I was about nine years old riding in the back of my buddy's older bother's '65 Mustang when I became acquainted with speed. Coming back from a little league game, he opened up the 289ci V-8 down a Georgia back road and I remember laughing like only a little boy can when I saw the old speedo needle creep past 100 mph. From that moment, I've been fascinated with going fast. Fast forward some 25 years and I'm the proud owner of one of the fastest trucks I've ever been in—our very own Project Novakane. Admittedly, it's not the fastest pickup in a straight line, and it doesn't have Texas Mile top speed, but what it does have is a rowdy attitude that never apologizes for smoky donuts, insane full-throttle drifts, and the occasional backward entrance into the speed stop cones. It's everything I loved about going fast when I was a kid, and no passenger has ever gotten out of it after a couple of burnouts that wasn't either smiling or ready to puke.

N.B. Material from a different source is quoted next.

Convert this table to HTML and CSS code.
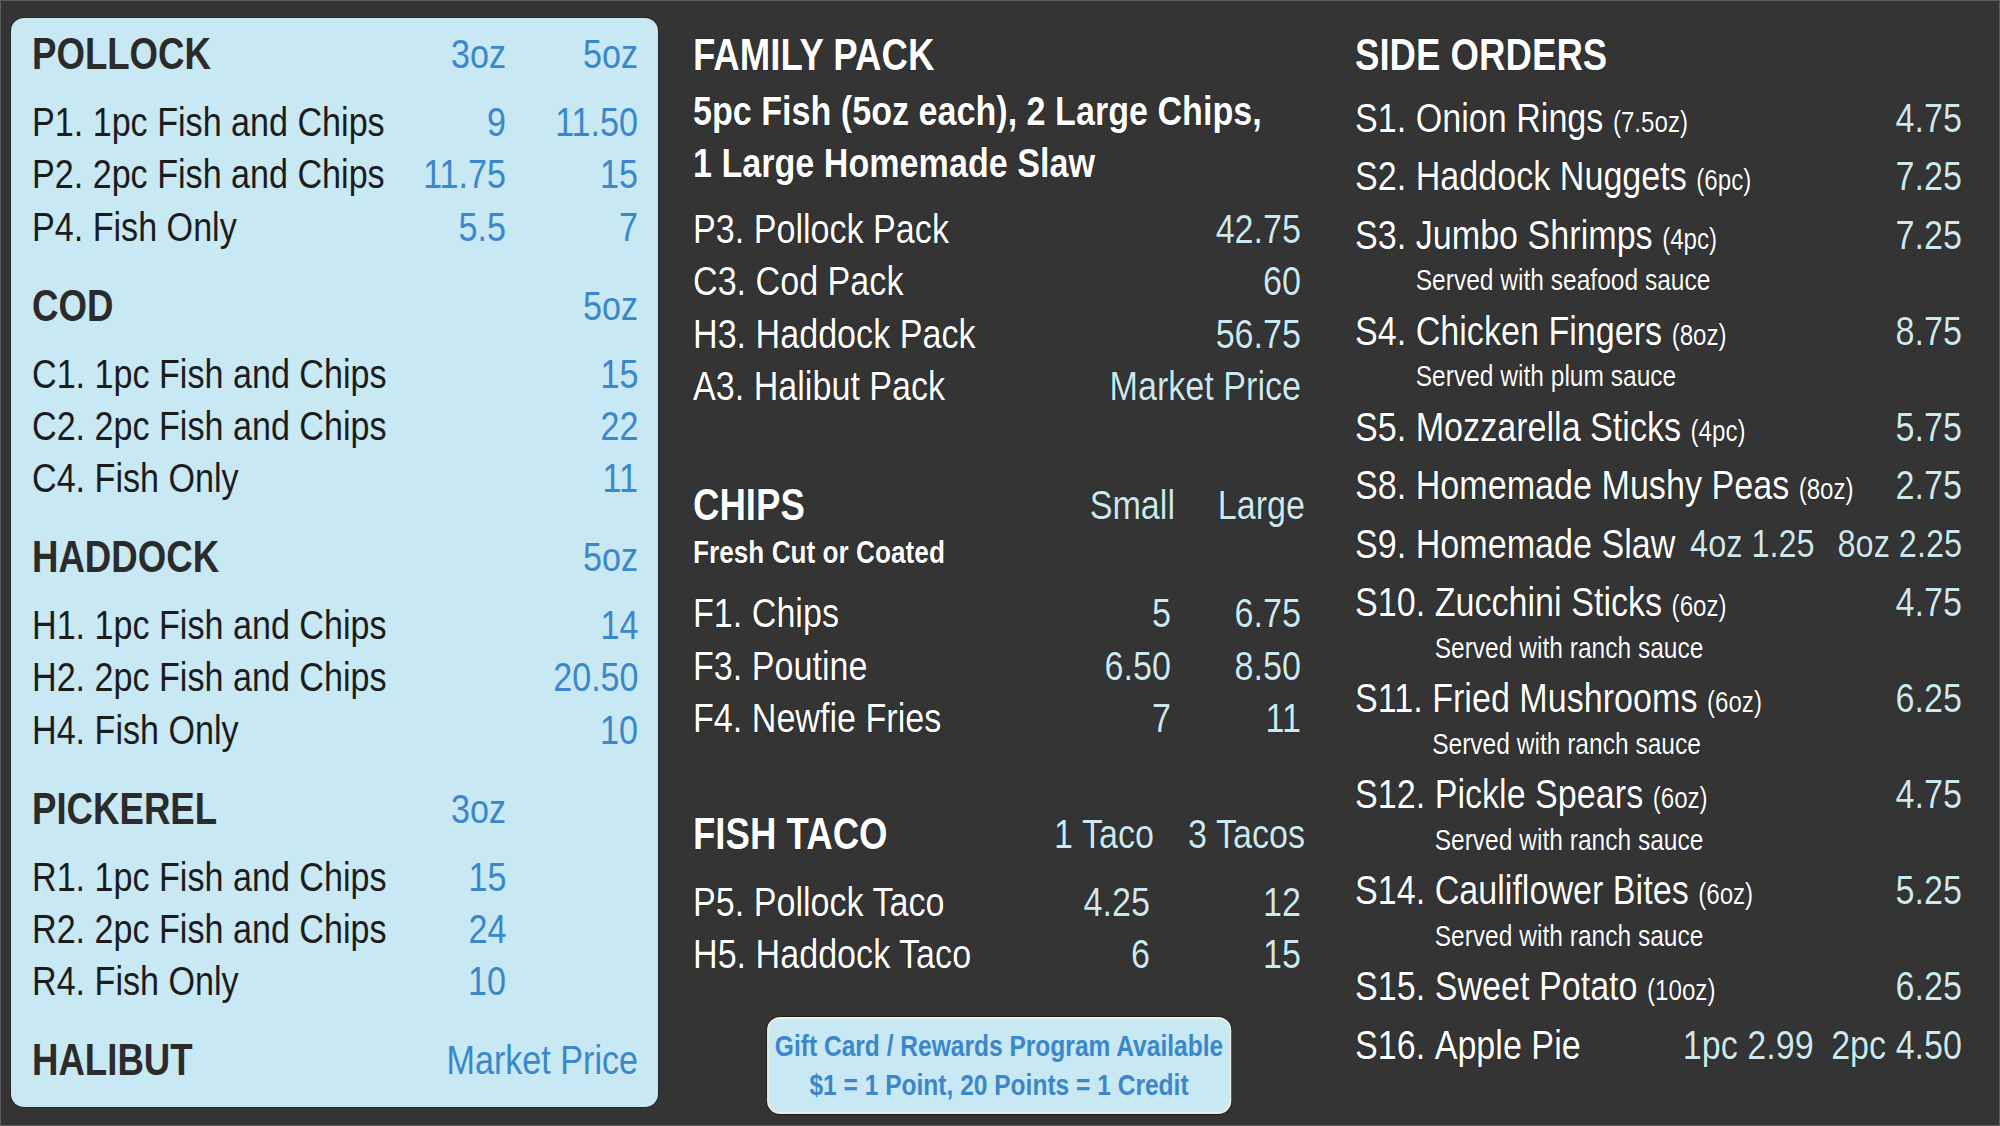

During my 10-plus years at the magazine, I've seen trends trickle down to the truck scene from street rods and muscle cars, whether it's clean and simple paint styles, high-end interiors, or detailed high-tech engines. I also saw all of these muscle car owners flinging their cars around the track at local autocross and race events. Rather than let the car guys have all of fun, I set out to design and build a truck that would rival the performance of these high-dollar machines—but in a pickup. The formula was simple, find a light regular-cab truck (if 4,200 pounds can be called light), add as much power as I could afford, and try to make the whole thing handle. It had to look menacing, it had to sound rowdy, and it needed to back all of that up with legit power. Once the donor truck was purchased at a used car lot in Phoenix for $3,900, Project Novakane was born.

Built in stages within these pages over the last two years, I'll give you a quick overview of how the entire package came together. After enjoying the truck with a traditional lowering kit for a few months, I reached out to fabricator extraordinaire Aaron Iha, of Chassis by Aaron Iha, in Covina, California. A plan was devised to give those six-figure muscle cars a genuine run for their money by way of a race-inspired suspension with maximum wheel travel at each corner to achieve extreme levels of grip. Boxed CNC-cut upper and lower A-arms work in conjunction with McGaughy's 2-inch drop spindles and QA1 coilovers to drop the front a total of seven inches. The rear frame was back-halved with a C-notch, matching QA1 coilovers, and Chassis by Aaron Iha's own triangulated four-link with adjustable aluminum upper links. Hotchkis front and rear sway bars ensure the body stays flat when being pushed hard around corners. AP Racing big brakes from Stillen bring race-winning technology to each corner and are force-fed by a Hydratech hydra-boost setup. Influencing the project's name, 20-inch BMF Novakane wheels are wrapped in ultra high-performance Nitto NT-05 rubber front and rear. Off-road wheels on a lowered muscle truck was a definite gamble, but we all think the look fits the theme much like Frank Castle wearing a Punisher T-shirt. Thanks to a solid and slammed foundation, the Sierra was now ready to make the most of the high-powered LS3 engine.

Sourcing an LSX376 crate engine from Chevrolet Performance, I topped it off with a Magnacharger TVS2300 supercharger stuffing 12psi of atmosphere into the LS3's aluminum heads. Strapped onto Westech Performance Group's engine dyno, the combo made 694 hp and 673 lb-ft of torque. With an ear-to-ear smile on everyone's faces, the mighty LS small-block was bolted onto the framerails with American Racing Headers long-tube ceramic-coated headers for maximum flow, an ATI eight-rib serpentine belt conversion to prevent belt slippage, and the entire combination is controlled by Holley's Dominator ECU, Holley LS engine harness, and Holley's drive-by-wire system. No chrome or anything shiny is found under the hood. Keeping it old-school hot-roddish, most everything in the engine compartment is semi-gloss black including the 12-point ARP fasteners throughout the engine. Three pedals are found inside the truck because I wanted to row my own gears and the thought of fourth gear smoky donuts was too enticing. Backed to the LSX376 is a Tremec T-56 Magnum six-speed with a Ram twin-disc clutch and Hurst short-throw shifter from Hurst Driveline Conversions. Unbridled joy is felt every time a new gear is selected and the tidal wave of torque thrusts the GMC forward like it was launched from a slingshot.